Kipnis rides rising confidence to 3-hit breakout
'I’m excited to see where we go from here,' Indians veteran says
DETROIT – Jason Kipnis was able to rest easier Saturday night than he has in a while.
The Indians second baseman has struggled offensively all season, hitting .207 with a .556 OPS and just two homers in his first 49 games entering Sunday’s 8-0 victory over the Tigers. But in his final at-bat on Saturday, a swinging strikeout against Joe Jimenez, he found an answer that he’s been looking for.
“I found something with my hands,” Kipnis said. “So, I went to bed last night with at least some hope for today.”
The results were immediate. The left-handed hitter served a double to the opposite field in the first inning, plating Carlos Santana to give the Indians a 1-0 lead. In his next at-bat, he launched a two-run homer, his third of the season, to right-center. He later picked up a single in the eighth, logging his first three-hit game of the season, which is the most in a game since he recorded four on Aug. 26 of last season.

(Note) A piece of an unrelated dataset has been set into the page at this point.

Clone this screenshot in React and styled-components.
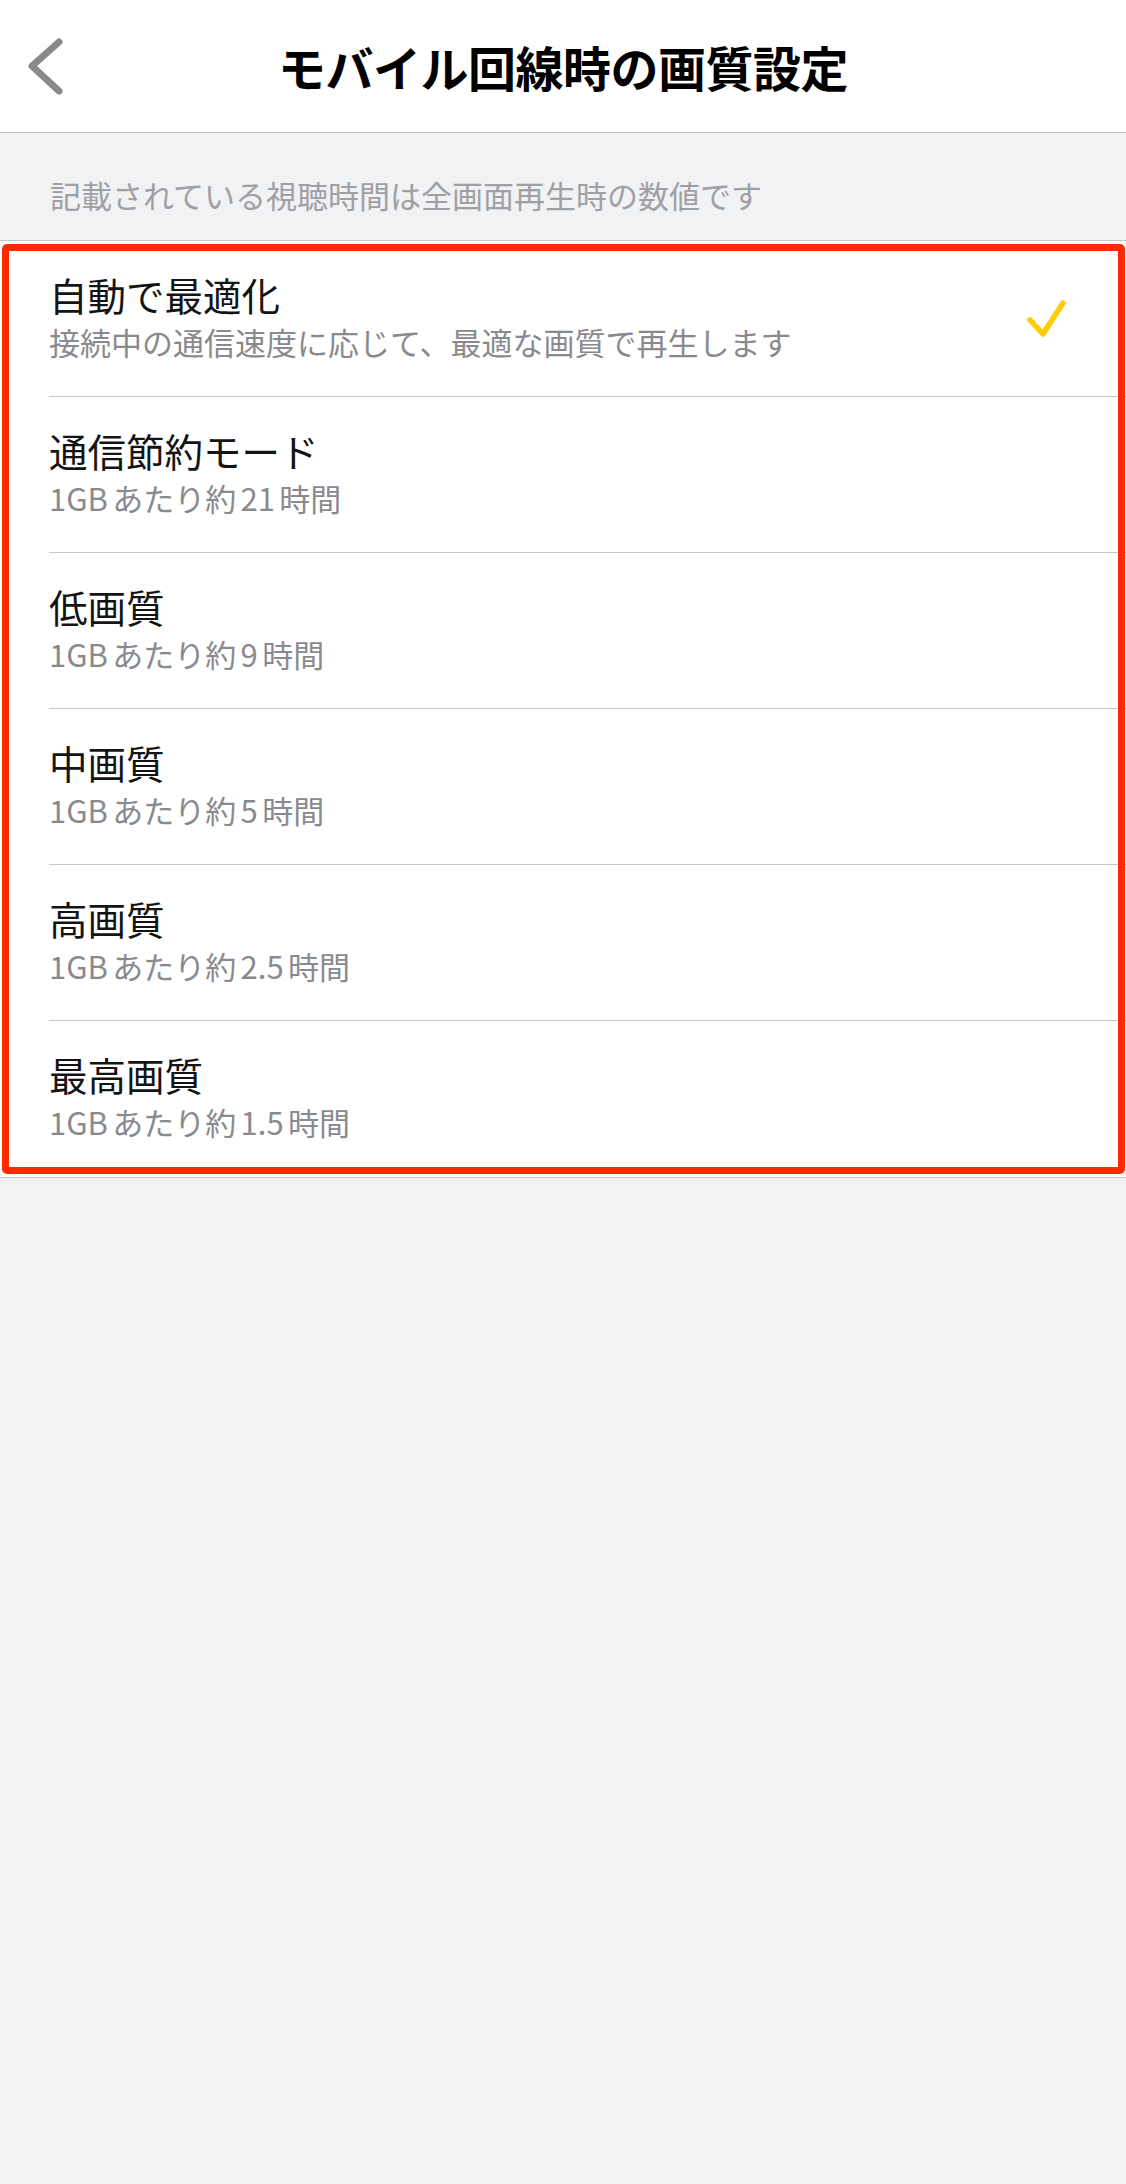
import React from 'react';
import styled, { createGlobalStyle } from 'styled-components';

const Global = createGlobalStyle`
  html, body {
    margin: 0;
    padding: 0;
    background: #f1f2f4;
  }
  body {
    font-family: "Noto Sans CJK JP", "Noto Sans", sans-serif;
    -webkit-font-smoothing: antialiased;
  }
`

const Page = styled.div`
  width: 1126px;
  min-height: 2184px;
  background: #f1f2f4;
`

const Header = styled.header`
  height: 132px;
  background: #ffffff;
  border-bottom: 1px solid #bdbdbf;
  display: grid;
  grid-template-columns: 1fr auto 1fr;
  align-items: center;
`

const BackButton = styled.button`
  justify-self: start;
  margin-left: 26px;
  padding: 0;
  border: none;
  background: none;
  width: 40px;
  height: 60px;
  display: flex;
`

const Title = styled.h1`
  margin: 0;
  font-size: 48px;
  line-height: 60px;
  font-weight: 700;
  color: #000000;
  letter-spacing: -0.5px;
`

const Notice = styled.p`
  margin: 0;
  box-sizing: border-box;
  height: 108px;
  padding: 45px 0 0 50px;
  font-size: 31px;
  line-height: 34px;
  color: #a0a0a4;
  border-bottom: 1px solid #c8c8cc;
`

const List = styled.ul`
  position: relative;
  margin: 0;
  padding: 0;
  list-style: none;
  background: #ffffff;
  border-bottom: 1px solid #c8c8cc;
`

const Highlight = styled.div`
  position: absolute;
  top: 3px;
  left: 2px;
  right: 1px;
  bottom: 3px;
  border: 7px solid #ff2a00;
  border-radius: 5px;
  pointer-events: none;
`

const Row = styled.li`
  padding-left: 49px;
`

const RowInner = styled.div`
  box-sizing: border-box;
  height: 156px;
  display: flex;
  align-items: center;
  padding-right: 58px;
  border-bottom: ${({ last }) => (last ? 'none' : '1px solid #c8c8cc')};
`

const Texts = styled.div`
  flex: 1;
  display: flex;
  flex-direction: column;
  margin-bottom: 6px;
`

const RowTitle = styled.div`
  font-size: 38.5px;
  line-height: 44px;
  color: #141414;
`

const RowSub = styled.div`
  margin-top: 8px;
  font-size: 31px;
  line-height: 36px;
  color: #8a8a8e;
`

const Num = styled.span`
  margin: 0 ${({ first }) => (first ? '0.14em 0 0' : '0.14em')};
`

const Check = styled.svg`
  width: 44px;
  height: 44px;
  flex: none;
`

const options = [
  { title: '自動で最適化', sub: '接続中の通信速度に応じて、最適な画質で再生します', checked: true },
  { title: '通信節約モード', sub: '1GBあたり約21時間' },
  { title: '低画質', sub: '1GBあたり約9時間' },
  { title: '中画質', sub: '1GBあたり約5時間' },
  { title: '高画質', sub: '1GBあたり約2.5時間' },
  { title: '最高画質', sub: '1GBあたり約1.5時間' },
]

// 数字・英字の前後に少し隙間を入れる
function spaced(text) {
  return text.split(/([0-9A-Z.]+)/).map((part, i) =>
    /^[0-9A-Z.]+$/.test(part) ? <Num key={i} first={i === 1 && text.startsWith(part)}>{part}</Num> : part
  )
}

export default function App() {
  return (
    <Page>
      <Global />
      <Header>
        <BackButton aria-label="戻る">
          <svg width="40" height="60" viewBox="0 0 40 60">
            <path d="M33 6 L6 30 L33 55" fill="none" stroke="#8b888b" strokeWidth="7" strokeLinecap="round" strokeLinejoin="round" />
          </svg>
        </BackButton>
        <Title>モバイル回線時の画質設定</Title>
        <div />
      </Header>

      <Notice>記載されている視聴時間は全画面再生時の数値です</Notice>

      <List>
        {options.map((o, i) => (
          <Row key={o.title}>
            <RowInner last={i === options.length - 1}>
              <Texts>
                <RowTitle>{o.title}</RowTitle>
                <RowSub>{o.checked ? o.sub : spaced(o.sub)}</RowSub>
              </Texts>
              {o.checked && (
                <Check viewBox="0 0 44 44">
                  <path d="M6 23 L19 37 L39 6" fill="none" stroke="#ffcc00" strokeWidth="5.5" strokeLinecap="round" strokeLinejoin="round" />
                </Check>
              )}
            </RowInner>
          </Row>
        ))}
        <Highlight />
      </List>
    </Page>
  )
}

“Shoot, come back to hit a ball hard the opposite way, it just seems like it gets you locked in,” Indians manager Terry Francona said. “Then he ends up hitting the home run.”

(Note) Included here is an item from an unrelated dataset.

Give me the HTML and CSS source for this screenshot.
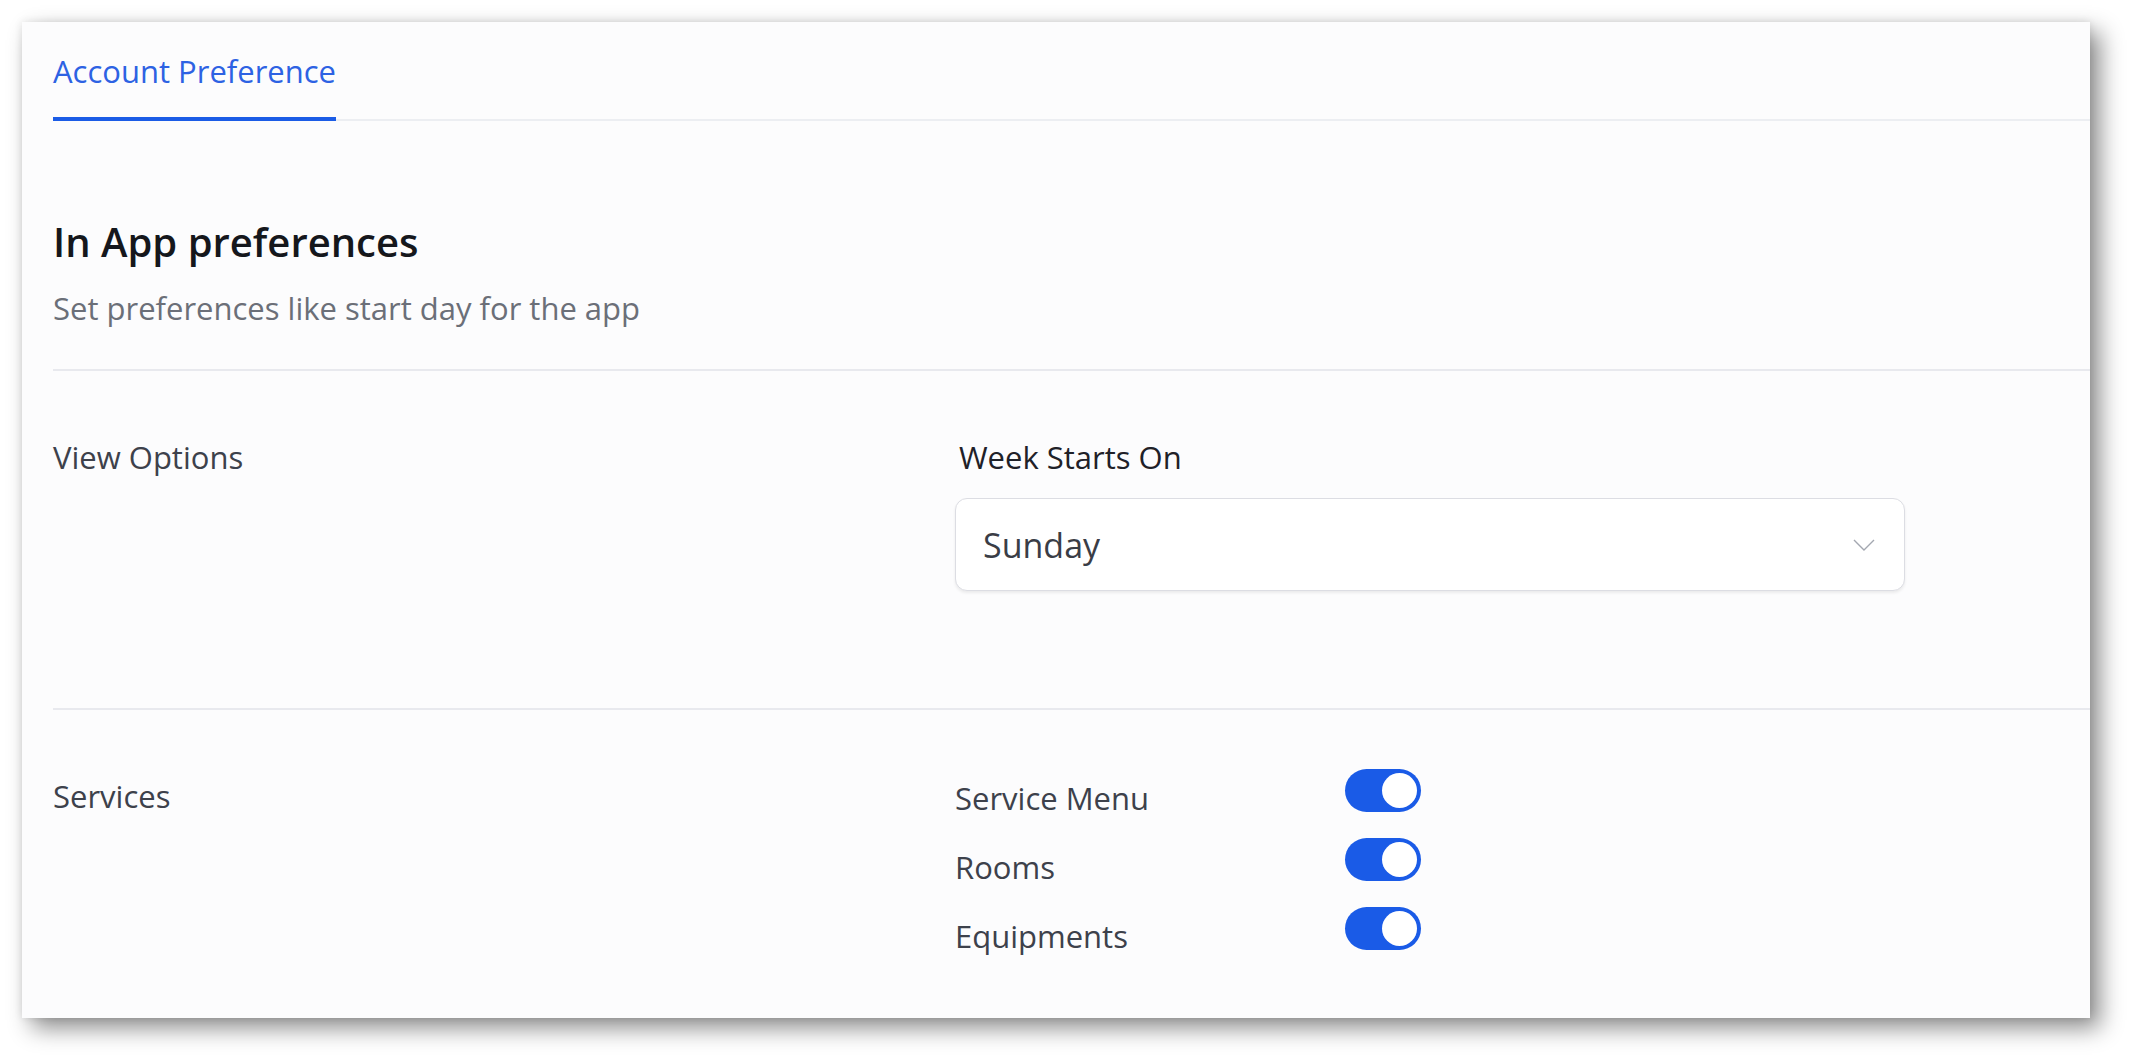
FILE: index.html
```html
<!DOCTYPE html>
<html lang="en">
<head>
  <meta charset="UTF-8">
  <meta name="viewport" content="width=device-width, initial-scale=1.0">
  <title>Account Preference</title>
  <link rel="stylesheet" href="styles.css">
</head>
<body>
  <div class="card">
    <!-- Tabs -->
    <div class="tabs">
      <div class="tab active">Account Preference</div>
    </div>

    <!-- Section title -->
    <div class="section-head">
      <h1>In App preferences</h1>
      <p>Set preferences like start day for the app</p>
    </div>

    <!-- View options -->
    <div class="pref-row">
      <div class="pref-label">View Options</div>
      <div class="pref-body">
        <div class="field-label">Week Starts On</div>
        <div class="select">
          <span>Sunday</span>
          <svg width="22" height="12" viewBox="0 0 22 12">
            <polyline points="1,1 11,11 21,1" fill="none" stroke="#a3a7b0" stroke-width="1.4"/>
          </svg>
        </div>
      </div>
    </div>

    <!-- Services -->
    <div class="pref-row services">
      <div class="pref-label">Services</div>
      <div class="pref-body toggles">
        <div class="toggle-row">
          <span>Service Menu</span>
          <span class="switch on"></span>
        </div>
        <div class="toggle-row">
          <span>Rooms</span>
          <span class="switch on"></span>
        </div>
        <div class="toggle-row">
          <span>Equipments</span>
          <span class="switch on"></span>
        </div>
      </div>
    </div>
  </div>
</body>
</html>
```

FILE: styles.css
```css
/* General */
body {
  margin: 0;
  padding: 22px 42px 43px 22px;
  font-family: 'Open Sans', 'Noto Sans', sans-serif;
  background: #fff;
}

/* Card */
.card {
  background: #fcfcfd;
  padding-left: 31px;
  box-shadow: 10px 10px 22px rgba(0, 0, 0, 0.45), 0 0 8px rgba(0, 0, 0, 0.1);
}

/* Tabs */
.tabs {
  display: flex;
  border-bottom: 2px solid #eceef2;
}

.tab {
  font-size: 31px;
  line-height: 40px;
  padding: 29px 0 26px;
  color: #2d62e3;
  border-bottom: 4px solid #1b5ce6;
  margin-bottom: -2px;
}

/* Section header */
.section-head {
  padding: 95px 0 41px;
}

.section-head h1 {
  margin: 0;
  font-size: 40px;
  line-height: 52px;
  font-weight: 600;
  color: #15171c;
}

.section-head p {
  margin: 20px 0 0;
  font-size: 31px;
  line-height: 40px;
  color: #6b6f78;
}

/* Preference rows */
.pref-row {
  display: grid;
  grid-template-columns: 902px 1fr;
  border-top: 2px solid #e8e9ee;
  padding: 66px 0 117px;
}

.pref-row.services {
  padding-bottom: 61px;
}

.pref-label {
  font-size: 31px;
  line-height: 40px;
  color: #3d414b;
}

.field-label {
  font-size: 31px;
  line-height: 40px;
  color: #1f2128;
  padding-left: 4px;
}

/* Select */
.select {
  width: 950px;
  height: 93px;
  box-sizing: border-box;
  margin-top: 21px;
  padding: 0 29px 0 27px;
  display: flex;
  align-items: center;
  justify-content: space-between;
  background: #fff;
  border: 1.5px solid #dcdde3;
  border-radius: 12px;
  box-shadow: 0 2px 3px rgba(0, 0, 0, 0.07);
  font-size: 34px;
  color: #3a3d46;
}

/* Toggles */
.toggles {
  display: flex;
  flex-direction: column;
  gap: 26px;
}

.toggle-row {
  display: grid;
  grid-template-columns: 390px 76px;
  align-items: center;
  height: 43px;
  font-size: 31px;
  line-height: 40px;
  color: #3d414b;
}

.switch {
  align-self: start;
  width: 76px;
  height: 43px;
  margin-top: -7px;
  border-radius: 22px;
  background: #c9ccd3;
  position: relative;
}

.switch::after {
  content: '';
  position: absolute;
  top: 4px;
  left: 4px;
  width: 35px;
  height: 35px;
  border-radius: 50%;
  background: #fff;
}

.switch.on {
  background: #1a5be7;
}

.switch.on::after {
  left: 37px;
}
```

“You get through the tough times and the [bad] games to get to these good ones, I think,” Kipnis said. “So I came today with what I found last night and went right back to where I was happy about it, and you saw when [my] hands kind of align, it moves my contact point back, which means it’s going to be less rollovers, less ground balls to the right side. I know everybody’s going to be thrilled about that if that were to stop.”
Last season, Kipnis hit .230, but he still launched 18 homers and knocked in 75 runs. Just two years prior, he slashed .275/.343/.469 with 23 long balls and 82 RBIs.

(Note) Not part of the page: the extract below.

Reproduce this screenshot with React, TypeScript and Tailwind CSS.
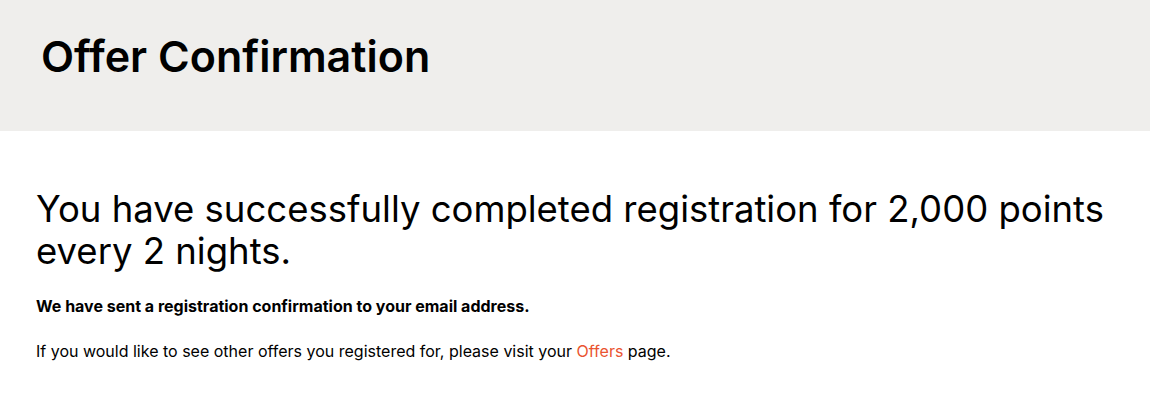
export default function App() {
  return (
    <div className="min-h-[416px] bg-white text-black" style={{ fontFamily: 'Inter, "Noto Sans", sans-serif' }}>
      <header className="h-[131px] bg-[#efeeec] px-[41px] pt-[30px]">
        <h1 className="text-[43px] font-semibold leading-[52px]">Offer Confirmation</h1>
      </header>
      <main className="px-[36px] pt-[57px]">
        <h2 className="text-[36.5px] font-normal leading-[42px]">
          You have successfully completed registration for 2,000 points every 2 nights.
        </h2>
        <p className="mt-[24px] text-[16px] font-bold leading-[20px]">
          We have sent a registration confirmation to your email address.
        </p>
        <p className="mt-[25px] text-[16px] leading-[20px]">
          If you would like to see other offers you registered for, please visit your{' '}
          <a href="#" className="text-[#ea5430]">Offers</a> page.
        </p>
      </main>
    </div>
  );
}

“I think you’re just seeing the hitter that I used to be and can be,” Kipnis said. “It’s still in there. So, I’m excited to see where we go from here. This is day one. I want to see where we go now, because I’m excited.”
Just finding a possible solution to his struggles has given him a new level of confidence he was missing before.
“You’re not thinking about negative things,” Kipnis said. “You’re not thinking about, ‘Hey, let me do anything I can to just not hit it over to the right side.’ That creates bad habits as well. They shift me, they pitch me in and they throw offspeed. They’re trying to get me to hit it to the right side, so it’s hard when you say, ‘Hey, just hit it over there.’ They’re pitching against that as is.
“When I feel good, like I did today, everything just falls in line, where I was like, ‘Oh, it makes so much more sense now how to hit it back that way, like it used to.’ It just releases the tension and relaxes you and allows you to get back to doing damage on a pitch instead of just worrying where it’s going.”
Francona has often penciled Kipnis in the cleanup spot against right-handed pitchers since outfielder Oscar Mercado got called to the big leagues, claiming the second spot in the order. In his nine-year career, Kipnis played in just 19 games as the cleanup hitter, and has already racked up nine starts in the four-hole this season.
“If he still has trust and belief in me, then I should still have belief in myself, too,” Kipnis said. “Sometimes, a lot of these guys believe in me more than I even believe in myself. That comes with being in a rut and you start to lose a little bit of that confidence. But I have to realize that I’m still very capable, they’re still relying on me and to not give up and keep pushing, because games like this will come if I keep at it.”